Saat itu pula, hakim bertanya, apakah hal tersebut ada dasarnya atau tidak.
“Oleh Rizal dijawab tegas bahwa hal itu diatur dalam AD/ART. Namun saat Rizal diminta hakim menyebutkan bunyi dari AD/ART itu, dia menjawab tidak hafal,” kata Hamid.
Peda penyampaian kesaksiannya, ungkap Hamid, saksi Rizal sempat mendapat teguran. Sebab, hakim menganggap keterangan Rizal seolah-olah sebagai saksi ahli dalam persidangan.
“Saat persidangan Rijal sempat diingatkan oleh salah satu hakim agar tidak bertindak layaknya sebagai saksi ahli karena kapasitasnya saat ini adalah sebagai saksi. Hakim mengingatkan Rizal agar tidak menyimpulkan jawaban sendiri serta jangan sok tahu. Padahal saat ditanya dasarnya juga tidak tahu serta tidak hafal AD/ART,” ucapnya.

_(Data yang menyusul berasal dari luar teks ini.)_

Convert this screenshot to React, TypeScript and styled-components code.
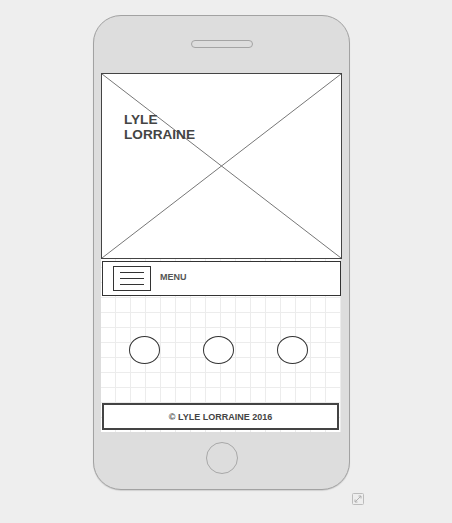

Atas kesaksian Rizal itu, Hamid menganggap keterangannya di pengadilan membuktikan adanya rekayasa dalam Konfercab PCNU Jombang.
“Nampak sekali dari awal ada skenario akan menafikan suara ranting saat konferensi PCNU. Terbukti dijadikannya ranting hanya sebagai peserta peninjau bukan peserta utusan,” tandasnya.
“Karena Perkum nomor 9 tahun 2022 tentang Permusyawaratan Bab IX pasal 39 ayat 3 tentang Konferensi Cabang menjelaskan bahwa setiap MWCNU dan / atau PRNU yang dinyatakan sah mempunyai 1 hak suara,” sambungnya.
Untuk diketahui, polemik internal NU berujung ke meja hijau, bermula dari penunjukkan pengurus PCNU Jombang periode 2023-2024 oleh PBNU yang dinilai tidak sah.
APQANU meminta PBNU mencabut SK (Surat Keputusan) kepengurusan definitif PCNU Jombang masa khidmad 2023-2024, serta mengesahkan dan melantik pengurus PCNU hasil konfercab NU (Konferensi Cabang Nahdlatul Ulama) pada 5 Juni 2022.
Dalam materi gugatannya, APQANU Jombang juga menggugat PBNU kerugian material sebesar Rp1,5 miliar atau Rp1.540.001.926, uang itu akan digunakan untuk kemaslahatan NU.